Wednesday 21 July 2010

60 SECOND INTERVIEW: Emily Weeks


AFTER a year of volunteering Emily Weeks, 23, has just landed the position of Fundraising Officer for Bridport Museum. Having completed a degree in Film and American Literature, at the University of East Anglia, Emily took up volunteer roles at the Museum of South Somerset in Yeovil and Bridport Museum. Initially just a hobby to fill her time as she job hunted, Emily decided she liked the job so much that she applied for an official post. Having successfully landed the role, made available to 18 to 24-year-olds by the Dorset County Council Future Jobs Fund, Emily is now preparing for a busy fundraising period with exciting new museum developments on the horizon.

WHAT does your job involve?
Fundraising, applying for various bits of grant money, running events and thinking of ways we can conjure up some money for the museum. We have a tea party and book sale on September, 19th as part of the hat festival weekend and we are organising a treasure hunt for August.

WHAT are your views on the potential move to the former Literary and Scientific Institute building?
I think it would be really good. I haven’t actually been inside the building yet but I am hoping to go this week. It sounds amazing; we could have everything in one building and expand on what we currently have. We could have a bigger shop and maybe a cafĂ© and space to rent out as well. It’s not too far from the Local History Centre to the museum but sometimes we do have to ferry people across.

WHAT are the most interesting parts of Bridport’s past?
I think all the hanging history and the Bridport Dagger gets a good reception from the public, sometimes it’s good and sometimes it’s not so good. I think all the little personal items you get in smaller community museums are quite nice as well, the letters and things like that.

DO YOU think the museum attracts people from outside the area?
I think so, we have had good numbers this year and it’s a place people come on holiday quite a lot and they will often have a poke about in the town and come to the museum.

WHERE do you see yourself in five years time?
I could possibly still be doing something in museums. I want to do something that interests me and that I can give something to. I would like to use my degree a bit more, I love literature so perhaps going more into the marketing side or publishing, but I’m not sure.

WHICH three dream guests would you invite to a dinner party?
My great granddad because he made really cool cricket balls and I have never met him. I don’t know if he was famous for it but we do have a cricket ball with our name on. I might invite Shakespeare, it would be cool to hang out with him for a bit and I think he would get on with my great granddad. I’d have someone alive to liven things up a bit as well, probably David Tennant.

WHAT was the last book you read, CD you listened to and film you watched?
The last book I read was The Eyre Affair, the last CD was Buckcherry and the last film I watched was Brotherhood of the Wolf, which is sort of a supernatural French film.

WHICH three books would you take to a desert island?
I’d take Wuthering Heights because it’s brilliant, I love it. I’d take His Dark Materials by Philip Pullman and I’d take something really long so I don’t get bored like Paradise Lost.

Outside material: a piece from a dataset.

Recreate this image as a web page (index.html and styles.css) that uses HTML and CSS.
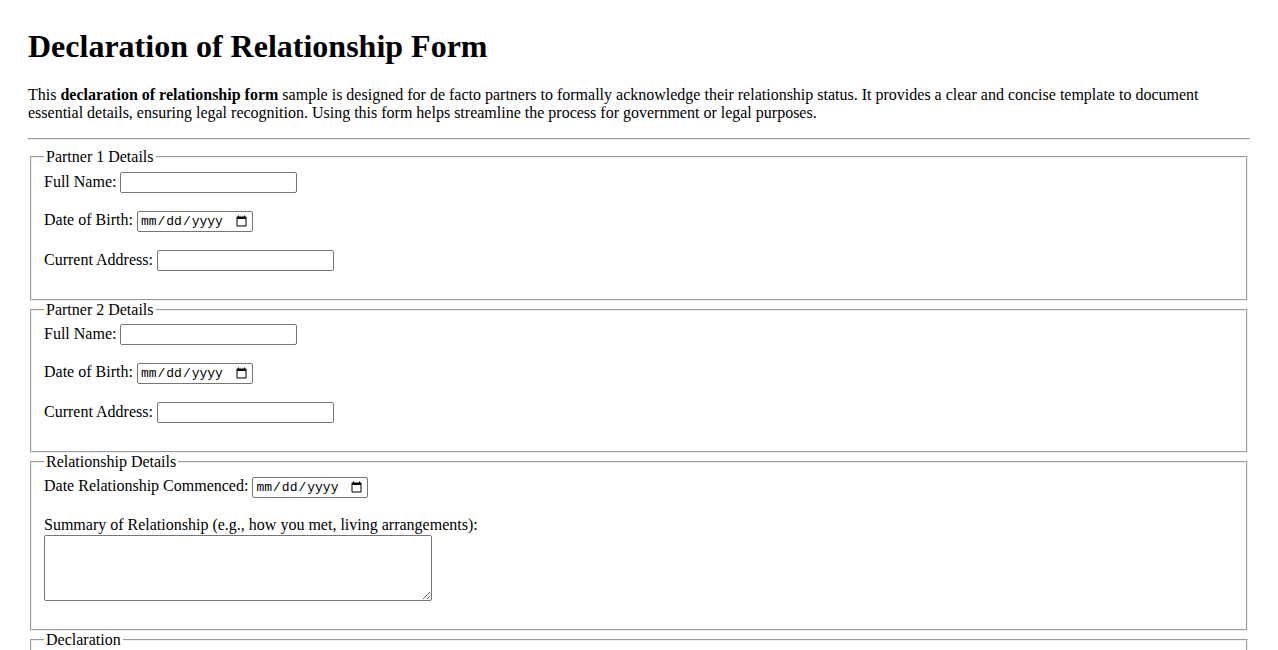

WHICH era in history would you like to go back to?
I’d like to go back to 1920’s America as long as I was really rich and then I would come back just before the big crash. I think it was a glamorous and decadent period but then it all went downhill.

WHICH three items would you put into Room 101?
Dogs, I don’t like dogs. Bad film adaptations from books to film and baked beans, they’re horrible, I’ve never been able to eat them ever.